All Legend of the Five Rings images courtesy of Fantasy Flight

Legend of the Five Rings, as a collectible card game, was born out of the boom created by the blockbuster success of Magic: The Gathering in the mid 90s. There was a lot to make it stand out from the crowd in 1995: the setting (a mystical pan-Asian samurai pastiche), the promise that players could affect the ongoing storyline of the game, and the unique look of the game in play on the table.

L5R was mechanically complex. It asked players to build two decks each and to navigate a mosaic of possible interactions between a hand of tactical, magical, and political "fate cards" and provinces full of "dynasty cards," which represented the people and places of your fictional samurai clan. This, along with as many as six victory conditions, could lead to some dizzyingly complicated board states and a reputation as the "chess of card games."

Unfortunately, after 20 years of publication the tide began to turn. In the shadow of a combination of unpopular storyline decisions, frequent balance changes, and marketing that could never seem to get enough new players to replace the ones that drifted away, Alderac Entertainment Group decided to get out of the CCG game entirely and sold the rights to L5R to Fantasy Flight Games. The gaming has just released the first details about the relaunch.

Fantasy Flight has a tricky balancing act to pull off when resurrecting this game. On one hand they want to make a familiar and recognizable game to try and win over the existing fans of the property. On the other hand those people weren't enough to keep the game afloat before so they need to bring in new blood. They've kept the two decks (albeit with renaming fate cards "conflict cards") and the provinces. They've cut down the victory conditions to three and eliminated a few things in the original game that led to snowball victories.

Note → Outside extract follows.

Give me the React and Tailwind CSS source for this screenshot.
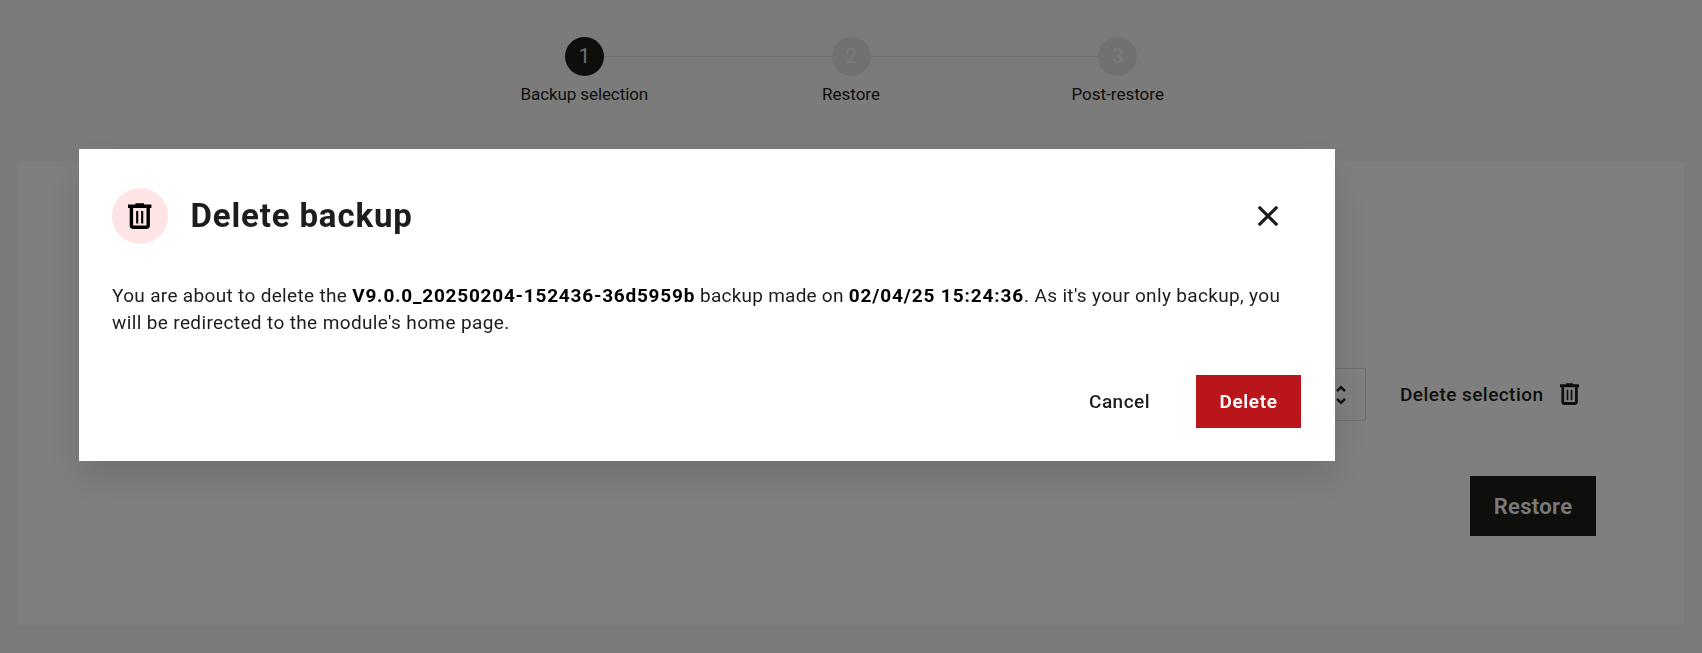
function TrashIcon({ className }) {
  return (
    <svg viewBox="0 0 23.4 26" preserveAspectRatio="none" fill="none" stroke="currentColor" className={className}>
      <path d="M7.4 0.2H16V1.6H23.4V4.9H0V1.6H7.4Z" fill="currentColor" stroke="none" />
      <path d="M3.4 3V22.6Q3.4 24.2 5 24.2H18.6Q20.2 24.2 20.2 22.6V3" strokeWidth="3.4" />
      <path d="M9.2 8V20.4M14.2 8V20.4" strokeWidth="2.1" />
    </svg>
  );
}

function Step({ number, label, labelClass, active }) {
  return (
    <li className="flex w-[266.7px] flex-col items-center">
      <span
        className={
          active
            ? "z-10 flex h-[39px] w-[39px] items-center justify-center rounded-full bg-[#1d1d1b] text-[20px] text-[#e0e0e0]"
            : "z-10 flex h-[39px] w-[39px] items-center justify-center rounded-full bg-[#e2e2e2] text-[20px] text-[#f8f8f8]"
        }
      >
        {number}
      </span>
      <span className={`mt-[7px] whitespace-nowrap text-[17px] leading-[22px] ${labelClass}`}>{label}</span>
    </li>
  );
}

function Stepper() {
  return (
    <div className="relative flex h-[162px] justify-center pt-[36.5px]">
      <div className="absolute left-[585px] top-[56px] h-px w-[533px] bg-[#dadada]" />
      <ol className="flex">
        <Step number="1" label="Backup selection" labelClass="tracking-[-0.1px]" active />
        <Step number="2" label="Restore" labelClass="tracking-[0px]" />
        <Step number="3" label="Post-restore" labelClass="tracking-[0px]" />
      </ol>
    </div>
  );
}

function BackupPanel() {
  return (
    <section className="ml-[17px] mr-[18px] flex h-[463px] flex-col bg-white pr-[88px] pt-[206px]">
      <div className="flex items-center pl-[88px]">
        <div className="flex h-[53px] w-[1261px] items-center justify-end border border-[#dadada] pr-[19px]">
          <svg viewBox="0 0 10 20" className="h-5 w-2.5" fill="none" stroke="#1d1d1b" strokeWidth="2.4">
            <path d="M1 6.2L5 2.2L9 6.2M1 13.8L5 17.8L9 13.8" />
          </svg>
        </div>
        <button className="ml-[34px] flex items-center whitespace-nowrap text-[19px] font-medium text-[#1d1d1b]">
          <span className="w-[143px] pt-px tracking-[0.45px]">Delete selection</span>
          <TrashIcon className="mb-px ml-[17px] h-[22px] w-[19px]" />
        </button>
      </div>
      <button className="mt-[55px] flex h-[60px] w-[126px] items-center justify-center self-end bg-[#1d1d1b] pt-px text-[22px] font-semibold tracking-[0.35px] text-[#f4f4f4]">
        Restore
      </button>
    </section>
  );
}

function DeleteDialog() {
  return (
    <div role="dialog" className="flex h-[312px] w-[1256px] flex-col bg-white pl-[33px] pr-[34px] shadow-[0_17px_35px_rgba(0,0,0,0.12)]">
      <header className="mt-[39px] flex h-[56px] items-center">
        <span className="flex h-[56px] w-[56px] items-center justify-center rounded-full bg-[#ffe4e6]">
          <TrashIcon className="mb-px h-[26px] w-[23.4px] text-black" />
        </span>
        <h2 className="ml-[22.5px] text-[33px] font-bold tracking-[0.85px] text-[#1d1d1b]">Delete backup</h2>
        <button className="ml-auto mr-[23px]">
          <svg viewBox="0 0 20 20" className="h-5 w-5" fill="none" stroke="#1d1d1b" strokeWidth="3.2" strokeLinecap="round">
            <path d="M1.8 1.8L18.2 18.2M18.2 1.8L1.8 18.2" />
          </svg>
        </button>
      </header>
      <p className="mt-[39px] whitespace-nowrap text-[19px] leading-[26.5px] text-[#1d1d1b]">
        <span className="tracking-[0.33px]">You are about to delete the </span>
        <b className="tracking-[0.77px] text-black">V9.0.0_20250204-152436-36d5959b</b>
        <span className="tracking-[0.24px]"> backup made on </span>
        <b className="tracking-[0.89px] text-black">02/04/25 15:24:36</b>
        <span className="tracking-[0.33px]">. As it's your only backup, you</span>
        <br />
        <span className="tracking-[0.37px]">will be redirected to the module's home page.</span>
      </p>
      <footer className="mt-auto mb-[33px] flex items-center justify-end text-[19px]">
        <button className="mr-[46px] w-[61px] pt-px font-medium tracking-[0.45px] text-[#1d1d1b]">Cancel</button>
        <button className="h-[53px] w-[105px] bg-[#ba151a] pt-px font-semibold tracking-[0.6px] text-white">Delete</button>
      </footer>
    </div>
  );
}

export default function App() {
  return (
    <div className="h-[653px] w-[1702px] overflow-hidden bg-[#f6f6f6] font-['Roboto','Liberation_Sans',sans-serif] text-[#1d1d1b]">
      <Stepper />
      <BackupPanel />
      <div className="fixed inset-0 z-20 bg-black/50 pl-[79px] pt-[149px]">
        <DeleteDialog />
      </div>
    </div>
  );
}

The new mechanic that interests me the most are fate tokens: When you bring a personality—that swordsman with a taste for vengeance, for instance—into play you pay for them using fate tokens, any extra you pay over the printed cost are placed on the card. At the end of every turn any personality with no fate tokens is removed from play and then one is removed from every remaining personality. This discourages prolonged periods of disengaged board building, pushing players to interact. From a flavor perspective it's an attempt to evoke the idea of mono no aware, a Japanese term for the impermanence of things. Just like blossoming flowers, your resources in this game will not last forever and you are encouraged to enjoy them while they last.

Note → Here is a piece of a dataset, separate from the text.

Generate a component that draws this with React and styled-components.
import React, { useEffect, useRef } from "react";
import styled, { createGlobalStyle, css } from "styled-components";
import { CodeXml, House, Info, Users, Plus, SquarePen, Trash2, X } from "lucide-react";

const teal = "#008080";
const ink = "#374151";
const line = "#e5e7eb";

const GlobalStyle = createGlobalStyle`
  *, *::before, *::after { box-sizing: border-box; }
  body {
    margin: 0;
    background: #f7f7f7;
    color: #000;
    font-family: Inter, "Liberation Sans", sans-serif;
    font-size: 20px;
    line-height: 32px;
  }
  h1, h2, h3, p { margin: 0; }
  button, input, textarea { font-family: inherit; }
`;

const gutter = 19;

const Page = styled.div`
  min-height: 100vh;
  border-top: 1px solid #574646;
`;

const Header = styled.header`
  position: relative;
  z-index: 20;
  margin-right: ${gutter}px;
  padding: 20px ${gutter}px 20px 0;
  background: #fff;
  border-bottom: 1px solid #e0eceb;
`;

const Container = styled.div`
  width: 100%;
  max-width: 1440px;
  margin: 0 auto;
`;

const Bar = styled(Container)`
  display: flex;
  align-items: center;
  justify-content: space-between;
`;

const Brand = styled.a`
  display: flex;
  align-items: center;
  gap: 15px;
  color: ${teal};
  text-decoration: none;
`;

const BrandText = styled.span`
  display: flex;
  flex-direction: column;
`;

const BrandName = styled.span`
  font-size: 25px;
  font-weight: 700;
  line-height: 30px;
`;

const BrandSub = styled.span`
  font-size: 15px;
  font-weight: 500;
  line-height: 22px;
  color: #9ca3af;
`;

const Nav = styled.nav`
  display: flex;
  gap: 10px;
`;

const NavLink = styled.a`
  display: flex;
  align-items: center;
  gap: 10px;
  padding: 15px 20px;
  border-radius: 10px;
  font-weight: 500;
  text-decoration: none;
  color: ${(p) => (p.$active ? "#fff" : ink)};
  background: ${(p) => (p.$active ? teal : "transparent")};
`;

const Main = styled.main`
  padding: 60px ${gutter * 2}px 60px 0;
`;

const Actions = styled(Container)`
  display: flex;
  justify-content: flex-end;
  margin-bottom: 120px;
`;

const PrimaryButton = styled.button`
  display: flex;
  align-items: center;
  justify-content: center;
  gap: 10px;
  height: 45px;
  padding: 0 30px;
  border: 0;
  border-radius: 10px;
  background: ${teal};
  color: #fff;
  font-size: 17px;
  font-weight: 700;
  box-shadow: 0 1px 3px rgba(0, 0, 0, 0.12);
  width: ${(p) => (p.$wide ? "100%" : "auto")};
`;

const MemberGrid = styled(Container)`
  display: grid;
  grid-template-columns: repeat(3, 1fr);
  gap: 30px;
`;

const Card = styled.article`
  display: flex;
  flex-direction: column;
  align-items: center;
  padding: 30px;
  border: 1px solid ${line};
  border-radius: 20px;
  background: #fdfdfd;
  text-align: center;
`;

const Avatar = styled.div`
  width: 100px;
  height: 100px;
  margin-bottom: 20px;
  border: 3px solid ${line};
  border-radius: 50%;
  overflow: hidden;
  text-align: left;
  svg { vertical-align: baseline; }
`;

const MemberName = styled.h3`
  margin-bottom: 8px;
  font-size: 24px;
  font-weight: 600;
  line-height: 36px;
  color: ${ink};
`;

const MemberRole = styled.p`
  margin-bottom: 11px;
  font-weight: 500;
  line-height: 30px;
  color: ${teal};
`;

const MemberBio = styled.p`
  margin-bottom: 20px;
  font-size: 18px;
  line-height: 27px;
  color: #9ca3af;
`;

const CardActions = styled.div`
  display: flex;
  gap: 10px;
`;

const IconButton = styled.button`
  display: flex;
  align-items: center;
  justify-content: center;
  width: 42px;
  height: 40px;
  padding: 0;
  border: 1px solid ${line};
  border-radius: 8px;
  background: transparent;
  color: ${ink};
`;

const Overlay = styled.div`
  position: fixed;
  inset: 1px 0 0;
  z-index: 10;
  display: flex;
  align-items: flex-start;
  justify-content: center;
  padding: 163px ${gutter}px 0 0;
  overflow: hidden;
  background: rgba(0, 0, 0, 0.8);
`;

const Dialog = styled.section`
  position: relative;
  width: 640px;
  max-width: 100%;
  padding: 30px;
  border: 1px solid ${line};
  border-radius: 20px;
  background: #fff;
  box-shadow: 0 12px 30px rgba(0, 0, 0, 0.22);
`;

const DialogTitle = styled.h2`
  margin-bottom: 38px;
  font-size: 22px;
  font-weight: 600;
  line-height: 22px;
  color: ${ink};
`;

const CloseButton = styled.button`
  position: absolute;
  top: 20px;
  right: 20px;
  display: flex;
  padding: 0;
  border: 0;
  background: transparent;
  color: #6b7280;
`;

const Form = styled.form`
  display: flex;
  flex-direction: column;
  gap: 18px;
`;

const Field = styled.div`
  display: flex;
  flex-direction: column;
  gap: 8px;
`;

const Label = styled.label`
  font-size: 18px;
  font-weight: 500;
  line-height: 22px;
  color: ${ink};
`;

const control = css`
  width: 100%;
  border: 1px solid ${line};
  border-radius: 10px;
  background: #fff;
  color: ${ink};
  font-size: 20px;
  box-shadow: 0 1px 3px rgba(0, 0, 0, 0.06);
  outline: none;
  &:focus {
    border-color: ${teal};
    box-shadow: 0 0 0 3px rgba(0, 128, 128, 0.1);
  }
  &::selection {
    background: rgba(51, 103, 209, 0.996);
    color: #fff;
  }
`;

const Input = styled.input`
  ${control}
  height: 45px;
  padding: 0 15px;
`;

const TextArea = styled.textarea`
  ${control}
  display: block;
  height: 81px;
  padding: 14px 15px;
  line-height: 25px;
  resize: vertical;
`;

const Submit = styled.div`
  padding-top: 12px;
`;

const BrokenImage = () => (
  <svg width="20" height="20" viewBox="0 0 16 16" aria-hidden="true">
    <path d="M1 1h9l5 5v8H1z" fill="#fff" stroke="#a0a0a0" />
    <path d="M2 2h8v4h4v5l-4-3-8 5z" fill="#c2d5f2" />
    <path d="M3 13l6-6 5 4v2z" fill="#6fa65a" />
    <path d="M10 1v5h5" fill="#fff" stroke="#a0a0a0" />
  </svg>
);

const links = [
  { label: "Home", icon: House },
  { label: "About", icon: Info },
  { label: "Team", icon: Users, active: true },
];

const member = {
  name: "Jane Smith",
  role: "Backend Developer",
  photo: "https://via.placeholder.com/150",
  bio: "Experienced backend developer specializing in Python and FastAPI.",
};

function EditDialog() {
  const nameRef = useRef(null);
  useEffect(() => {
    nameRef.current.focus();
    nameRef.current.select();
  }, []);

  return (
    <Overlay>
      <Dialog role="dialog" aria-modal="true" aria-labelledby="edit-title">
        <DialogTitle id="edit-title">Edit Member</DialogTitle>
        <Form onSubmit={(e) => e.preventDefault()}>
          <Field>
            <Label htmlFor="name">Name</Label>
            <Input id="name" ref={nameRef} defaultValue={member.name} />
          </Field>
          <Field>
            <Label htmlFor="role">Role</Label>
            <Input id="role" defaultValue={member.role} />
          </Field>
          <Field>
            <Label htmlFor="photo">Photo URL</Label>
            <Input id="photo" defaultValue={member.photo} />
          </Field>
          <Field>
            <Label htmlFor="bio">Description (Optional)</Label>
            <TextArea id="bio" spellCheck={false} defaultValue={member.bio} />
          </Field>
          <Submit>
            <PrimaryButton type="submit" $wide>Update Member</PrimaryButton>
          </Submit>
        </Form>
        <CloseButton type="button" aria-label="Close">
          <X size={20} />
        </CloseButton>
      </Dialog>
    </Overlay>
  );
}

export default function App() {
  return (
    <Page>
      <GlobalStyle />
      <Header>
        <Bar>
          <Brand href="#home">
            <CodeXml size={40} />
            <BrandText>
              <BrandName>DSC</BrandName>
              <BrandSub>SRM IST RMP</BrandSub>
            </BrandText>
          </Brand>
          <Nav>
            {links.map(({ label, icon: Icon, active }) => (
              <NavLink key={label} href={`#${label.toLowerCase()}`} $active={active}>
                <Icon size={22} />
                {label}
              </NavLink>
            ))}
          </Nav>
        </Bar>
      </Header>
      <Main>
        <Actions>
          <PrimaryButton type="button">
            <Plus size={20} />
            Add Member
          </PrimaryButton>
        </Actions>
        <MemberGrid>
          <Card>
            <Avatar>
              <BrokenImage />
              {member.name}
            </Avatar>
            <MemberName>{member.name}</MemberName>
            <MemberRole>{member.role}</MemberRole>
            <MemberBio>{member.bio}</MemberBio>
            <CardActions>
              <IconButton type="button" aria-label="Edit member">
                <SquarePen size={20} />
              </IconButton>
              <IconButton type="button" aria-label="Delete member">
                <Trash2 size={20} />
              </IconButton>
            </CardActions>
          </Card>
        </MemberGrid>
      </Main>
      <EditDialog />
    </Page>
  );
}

I worry that in being this excited for the L5R revival that I am also trying to grab at something ephemeral. That it's not so much that I want to play in this world again as much as I want to be a 20 year-old college student again. To be a 24 year-old moving across the country on a dream. To have the kind of life where playing card games on a friend's kitchen table until after midnight an hour from home is an acceptable choice. None of those things are probably going to be in the box when Legend of the Five Rings: The Card Game releases in the fourth quarter of this year but I'll definitely be there trying.